Complex Speciation of bipy- and phen-NNP Pincer Complexes of Ruthenium under Catalytic Ester Reduction Conditions

The N-heterocyclic backbone of NNP pincer ligands derived from 2,2′-bipyridine and 1,10-phenanthroline is prone to hydrogenation under H2 or in alcohols. The new complex of this work, RuHCl(CO)[phen-NNP] (4), where phen-NNP = 2-((di-t-butylphosphaneyl)methyl)-1,10-phenanthroline, undergoes dearomatization when treated with potassium tert-butoxide. The dearomatized product 5 reacts with ethanol and dihydrogen to give 16-electron hydrides 7–9 containing partially hydrogenated phen-NNP ligands. The structure and reactivity of complexes 5–9 are detailed in the present report. Similar chemical behavior has been documented for the Milstein catalyst, RuHCl(CO)[bipy-NNP] where bipy = 6-((di-t-butylphosphaneyl)methyl)-2,2′-bipyridine. The dearomatized Milstein catalyst (1) is readily hydrogenated in solution at room temperature to give the main product 2 containing an NNP ligand with the central piperidine fragment, accompanied by the dimer 3 possessing one NNP ligand with an outer piperidine fragment.
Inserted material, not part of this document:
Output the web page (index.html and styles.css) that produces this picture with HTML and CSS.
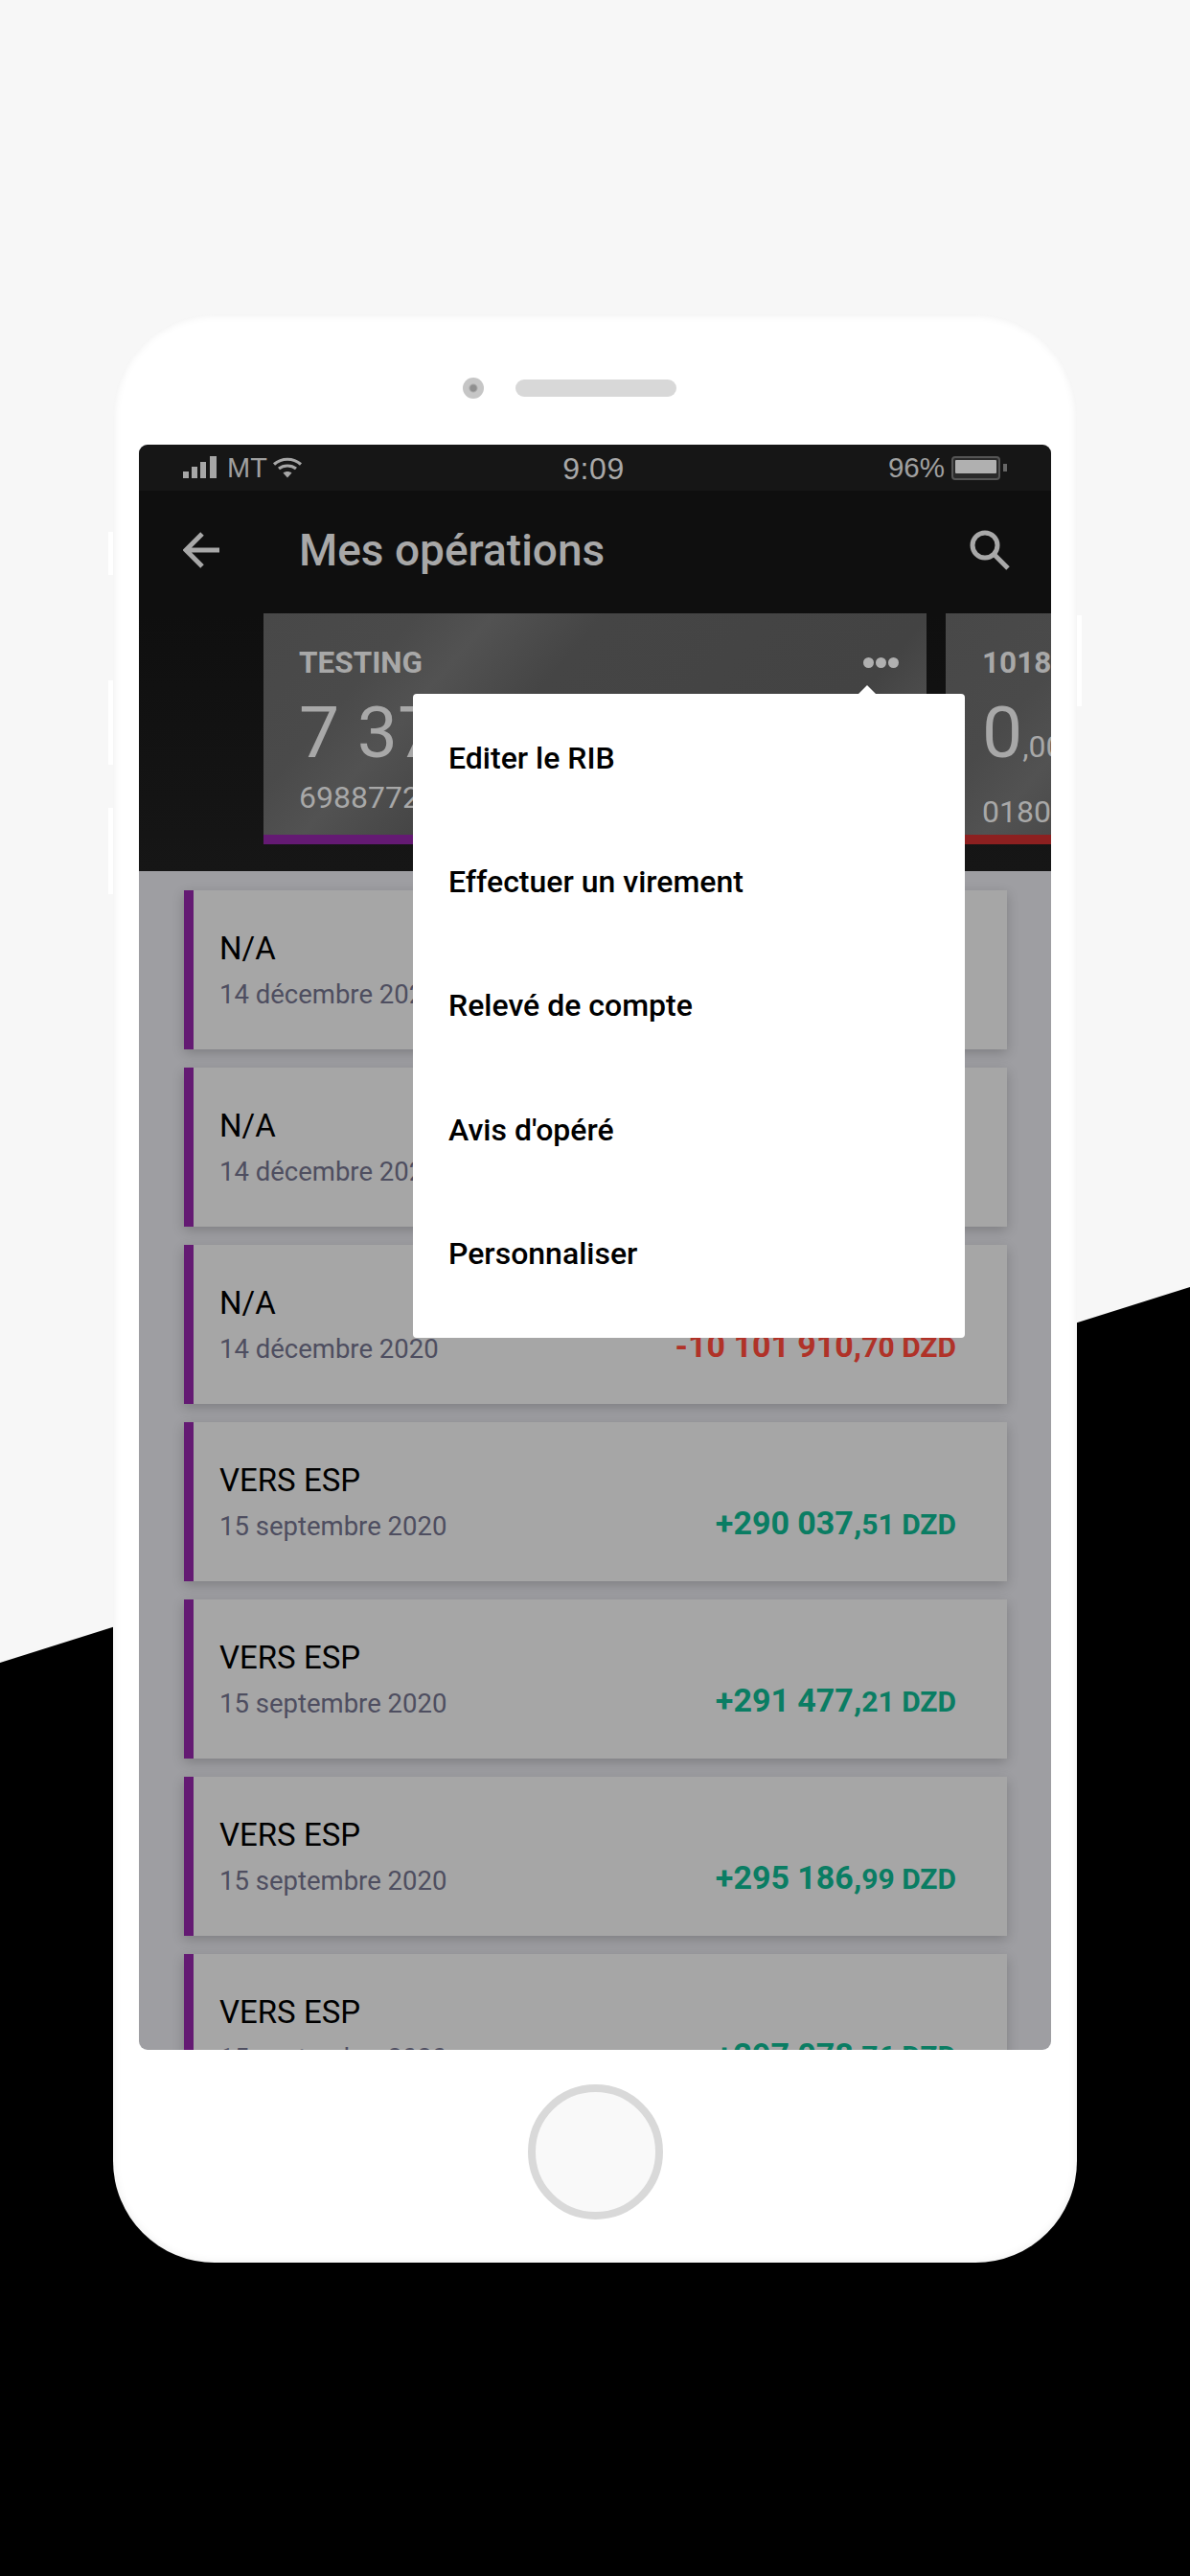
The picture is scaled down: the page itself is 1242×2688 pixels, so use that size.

The dearomatized bipy- and phen-NNP complexes 1 and 5 and their hydrogenated derivatives 2, 3, and 9 were tested in this work in solventless room-temperature reduction of methyl hexanoate to hexanol under 50 bar H2 while using a 5000:1 substrate-to-catalyst ratio. The phen-NNP derived complexes 5 and 9 proved inactive in this reaction. The density functional theory (DFT) calculations indicated that H2 addition to the 16-electron 9 should be endoergic by at least 8.5 kcal/mol, thus, making the complex unable to transfer H2 to the substrate. With the Milstein catalyst 1 and its hydrogenated derivatives 2 and 3 the order of activity in room-temperature reduction of methyl hexanoate was 3 > 1 > 2 with the conversions reaching 99, 70, and 34%, respectively. A distinct induction period observed in this reaction with 1 suggested that the catalytic activity should be attributed to a highly active complex catalyst formed from 1 in the reaction solution. A possible structure for this “super-catalyst” is proposed.